>> begin Data shown
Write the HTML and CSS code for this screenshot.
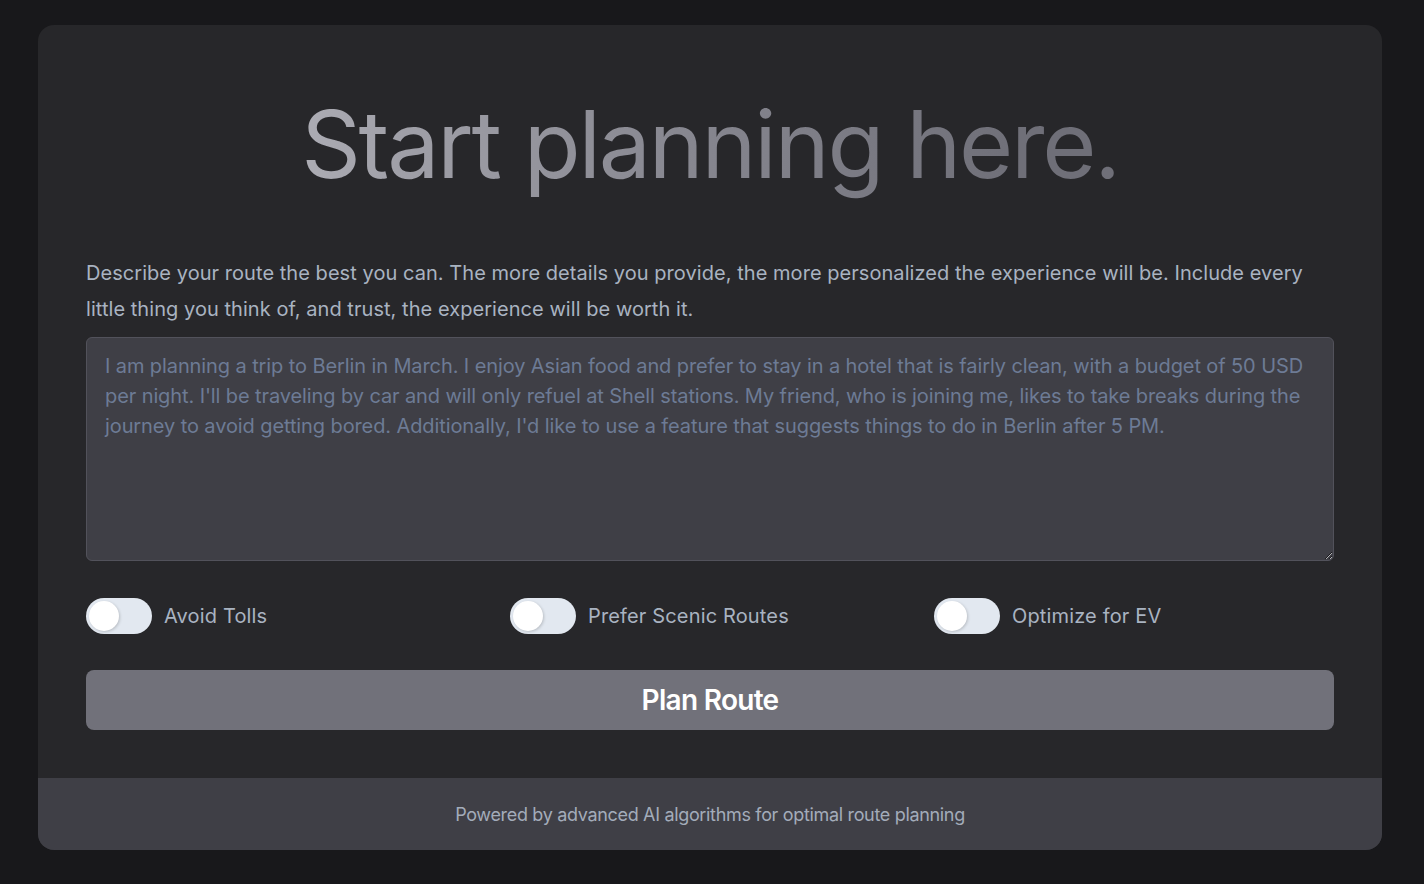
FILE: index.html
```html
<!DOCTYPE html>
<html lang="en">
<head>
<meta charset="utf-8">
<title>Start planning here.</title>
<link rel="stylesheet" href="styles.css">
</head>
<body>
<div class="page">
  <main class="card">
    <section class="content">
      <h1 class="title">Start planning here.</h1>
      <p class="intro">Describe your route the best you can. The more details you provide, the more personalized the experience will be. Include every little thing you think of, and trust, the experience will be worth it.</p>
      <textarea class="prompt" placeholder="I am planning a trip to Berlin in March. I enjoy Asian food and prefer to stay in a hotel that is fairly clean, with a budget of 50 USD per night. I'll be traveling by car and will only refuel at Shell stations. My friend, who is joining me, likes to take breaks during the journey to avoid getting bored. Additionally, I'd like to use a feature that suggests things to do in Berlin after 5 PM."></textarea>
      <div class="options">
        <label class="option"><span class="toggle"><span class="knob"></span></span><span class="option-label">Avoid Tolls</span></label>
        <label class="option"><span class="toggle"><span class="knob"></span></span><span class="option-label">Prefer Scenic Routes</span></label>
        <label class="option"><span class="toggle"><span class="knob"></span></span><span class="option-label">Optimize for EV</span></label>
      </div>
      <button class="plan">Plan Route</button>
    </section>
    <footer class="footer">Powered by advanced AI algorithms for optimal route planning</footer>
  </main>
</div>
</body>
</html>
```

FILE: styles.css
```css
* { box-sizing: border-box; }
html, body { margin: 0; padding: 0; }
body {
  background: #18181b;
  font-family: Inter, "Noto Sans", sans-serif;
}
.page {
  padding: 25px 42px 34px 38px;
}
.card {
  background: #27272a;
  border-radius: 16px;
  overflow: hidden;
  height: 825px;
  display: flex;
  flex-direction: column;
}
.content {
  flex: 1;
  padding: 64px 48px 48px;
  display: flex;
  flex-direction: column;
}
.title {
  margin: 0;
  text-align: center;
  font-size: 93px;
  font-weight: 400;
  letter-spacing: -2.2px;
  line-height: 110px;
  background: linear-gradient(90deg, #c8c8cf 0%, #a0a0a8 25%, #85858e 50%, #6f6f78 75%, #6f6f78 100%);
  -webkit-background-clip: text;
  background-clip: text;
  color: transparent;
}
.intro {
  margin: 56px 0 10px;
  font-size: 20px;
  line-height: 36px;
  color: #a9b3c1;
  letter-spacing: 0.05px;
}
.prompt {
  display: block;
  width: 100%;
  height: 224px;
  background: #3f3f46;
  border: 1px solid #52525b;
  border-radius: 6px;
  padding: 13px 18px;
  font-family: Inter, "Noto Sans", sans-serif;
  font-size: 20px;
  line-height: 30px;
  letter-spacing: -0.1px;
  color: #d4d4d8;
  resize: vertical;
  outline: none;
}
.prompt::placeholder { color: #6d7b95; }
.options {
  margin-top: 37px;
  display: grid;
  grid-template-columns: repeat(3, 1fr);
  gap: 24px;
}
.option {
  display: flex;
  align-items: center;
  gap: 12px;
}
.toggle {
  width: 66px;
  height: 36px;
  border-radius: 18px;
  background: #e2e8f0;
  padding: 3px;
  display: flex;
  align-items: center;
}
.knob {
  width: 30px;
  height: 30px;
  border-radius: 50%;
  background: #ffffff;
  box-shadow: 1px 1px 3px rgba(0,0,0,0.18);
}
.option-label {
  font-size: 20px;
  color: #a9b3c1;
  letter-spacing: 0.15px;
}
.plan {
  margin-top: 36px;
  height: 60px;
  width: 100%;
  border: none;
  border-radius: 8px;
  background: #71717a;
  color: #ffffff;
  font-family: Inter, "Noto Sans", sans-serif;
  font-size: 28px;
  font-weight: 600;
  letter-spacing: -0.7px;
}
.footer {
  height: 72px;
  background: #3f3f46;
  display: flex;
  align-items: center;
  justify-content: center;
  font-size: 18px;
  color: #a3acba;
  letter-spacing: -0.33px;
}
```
>> end Data shown
Short task
Repeat the material above in full and unchanged, minus its images.

Finished answer
Write the HTML and CSS code for this screenshot.
FILE: index.html
```html
<!DOCTYPE html>
<html lang="en">
<head>
<meta charset="utf-8">
<title>Start planning here.</title>
<link rel="stylesheet" href="styles.css">
</head>
<body>
<div class="page">
  <main class="card">
    <section class="content">
      <h1 class="title">Start planning here.</h1>
      <p class="intro">Describe your route the best you can. The more details you provide, the more personalized the experience will be. Include every little thing you think of, and trust, the experience will be worth it.</p>
      <textarea class="prompt" placeholder="I am planning a trip to Berlin in March. I enjoy Asian food and prefer to stay in a hotel that is fairly clean, with a budget of 50 USD per night. I'll be traveling by car and will only refuel at Shell stations. My friend, who is joining me, likes to take breaks during the journey to avoid getting bored. Additionally, I'd like to use a feature that suggests things to do in Berlin after 5 PM."></textarea>
      <div class="options">
        <label class="option"><span class="toggle"><span class="knob"></span></span><span class="option-label">Avoid Tolls</span></label>
        <label class="option"><span class="toggle"><span class="knob"></span></span><span class="option-label">Prefer Scenic Routes</span></label>
        <label class="option"><span class="toggle"><span class="knob"></span></span><span class="option-label">Optimize for EV</span></label>
      </div>
      <button class="plan">Plan Route</button>
    </section>
    <footer class="footer">Powered by advanced AI algorithms for optimal route planning</footer>
  </main>
</div>
</body>
</html>
```

FILE: styles.css
```css
* { box-sizing: border-box; }
html, body { margin: 0; padding: 0; }
body {
  background: #18181b;
  font-family: Inter, "Noto Sans", sans-serif;
}
.page {
  padding: 25px 42px 34px 38px;
}
.card {
  background: #27272a;
  border-radius: 16px;
  overflow: hidden;
  height: 825px;
  display: flex;
  flex-direction: column;
}
.content {
  flex: 1;
  padding: 64px 48px 48px;
  display: flex;
  flex-direction: column;
}
.title {
  margin: 0;
  text-align: center;
  font-size: 93px;
  font-weight: 400;
  letter-spacing: -2.2px;
  line-height: 110px;
  background: linear-gradient(90deg, #c8c8cf 0%, #a0a0a8 25%, #85858e 50%, #6f6f78 75%, #6f6f78 100%);
  -webkit-background-clip: text;
  background-clip: text;
  color: transparent;
}
.intro {
  margin: 56px 0 10px;
  font-size: 20px;
  line-height: 36px;
  color: #a9b3c1;
  letter-spacing: 0.05px;
}
.prompt {
  display: block;
  width: 100%;
  height: 224px;
  background: #3f3f46;
  border: 1px solid #52525b;
  border-radius: 6px;
  padding: 13px 18px;
  font-family: Inter, "Noto Sans", sans-serif;
  font-size: 20px;
  line-height: 30px;
  letter-spacing: -0.1px;
  color: #d4d4d8;
  resize: vertical;
  outline: none;
}
.prompt::placeholder { color: #6d7b95; }
.options {
  margin-top: 37px;
  display: grid;
  grid-template-columns: repeat(3, 1fr);
  gap: 24px;
}
.option {
  display: flex;
  align-items: center;
  gap: 12px;
}
.toggle {
  width: 66px;
  height: 36px;
  border-radius: 18px;
  background: #e2e8f0;
  padding: 3px;
  display: flex;
  align-items: center;
}
.knob {
  width: 30px;
  height: 30px;
  border-radius: 50%;
  background: #ffffff;
  box-shadow: 1px 1px 3px rgba(0,0,0,0.18);
}
.option-label {
  font-size: 20px;
  color: #a9b3c1;
  letter-spacing: 0.15px;
}
.plan {
  margin-top: 36px;
  height: 60px;
  width: 100%;
  border: none;
  border-radius: 8px;
  background: #71717a;
  color: #ffffff;
  font-family: Inter, "Noto Sans", sans-serif;
  font-size: 28px;
  font-weight: 600;
  letter-spacing: -0.7px;
}
.footer {
  height: 72px;
  background: #3f3f46;
  display: flex;
  align-items: center;
  justify-content: center;
  font-size: 18px;
  color: #a3acba;
  letter-spacing: -0.33px;
}
```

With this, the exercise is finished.